I think I am the one who owes you an apology. I did misunderstand.

I have not seen the acronym PPD used for psychopathic personality disorder but I frequently hear people mistakenly call PDD “PPD”. My son who has a PDD, is verbal and also explosive. Because of his being verbal and looking “normal” many people assume that he is doing what he is doing on purpose when in fact he is not.

I just had a very hard week dealing with something concerning him in which the police did not understand and charged him for something that is part of his disability which was provoked by behavior of others not understanding.

I don’t know if the above made sense…Anyway I am really sorry for jumping to conclusions and taking my distress out on you.

No problem Philomela, I figured that you had misunderstood the PPD for the PDD. I am sorry about your son’s problem, and the explosiveness is a big problem I am sure.

I am learning a great deal about autism and all it’s forms from reading Dr. Baron-Cohen’s research, plus a friend of mine is engaged to someone with Aspergers syndrome. Her family and I sort of are “watching” the situation, but at the same time, are not totally against the match. I’ve had some exposure to the autism spectrum, but am interested in learning more since autism also shares a lack of empathy with psychopathy. Of course it is all on a “Scale” and it isn’t a case of all out one way or the other. Dr. Baron-Cohen’s research shows that empathy is like IQ it is on a (bell curve) scale with zero at one end and very high at the other end, but the vast majority of people are somewhere in the middle, with only a few at either end of the scale. He says that people in the very very low end, people with autism and psychopaths are different though because the autistic person doesn’t deliberately want to hurt someone, but the psychopath enjoys the GLEE of hurting someone. He calls the autistic person “Zero-positive” for empathy, and the psychopathic person is “Zero-negative.”

God bless you as you cope with your son’s problems and the lack of understanding from the public and the police. (((hugs)))

Hello antipsycho people! 😀 Hello skylar, Oxy, one step, Hens, etcetc.

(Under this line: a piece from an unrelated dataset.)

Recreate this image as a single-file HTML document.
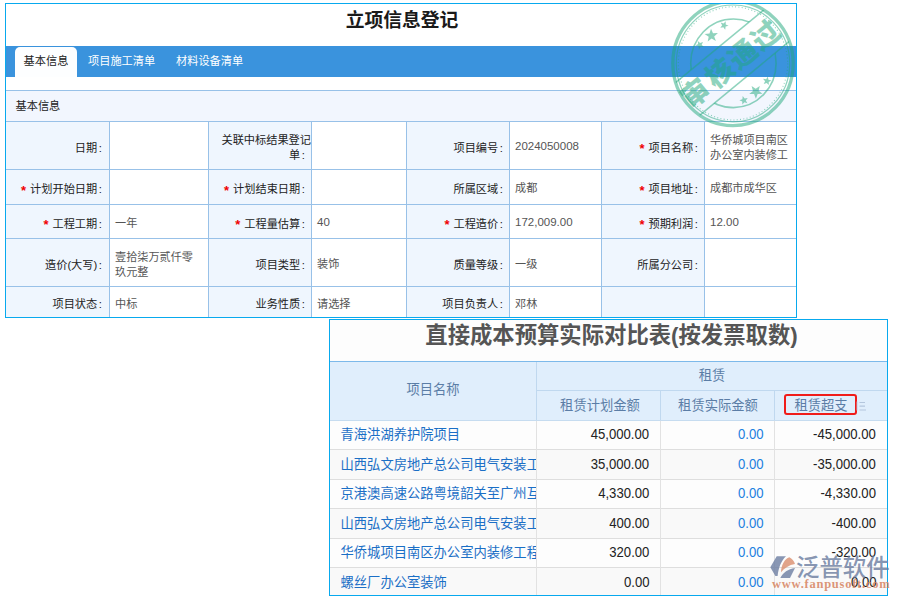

I’m Eva (yeah the spanish one). I’t’s some days i’m gossiping the blog again and I see you’ve raised the subject of the scapegoating of René Girard; it’s an interesting subject I a little bit learnt about through this psychologist who studies narcissits, paranoids and psychopaths especially in the context of mobbing at work and also bullying at schools.

I leave the videos because I know some of you understand spanish language.!

Hi Eva,
Glad to see you!
I tried to hear the links but my spanish is poor. I got the gist of it, that it was some scandal regarding bullying in the workplace.

I know some spanish speakers who might be interested, so thanks!

Hi skylar. Welcome. He explains things very well. He’s interesting because he explains the whole picture, and the whole picture includes more tipes of personalities than the psychopathic one. Psychopaths, regrettably do no operate in a vacuum.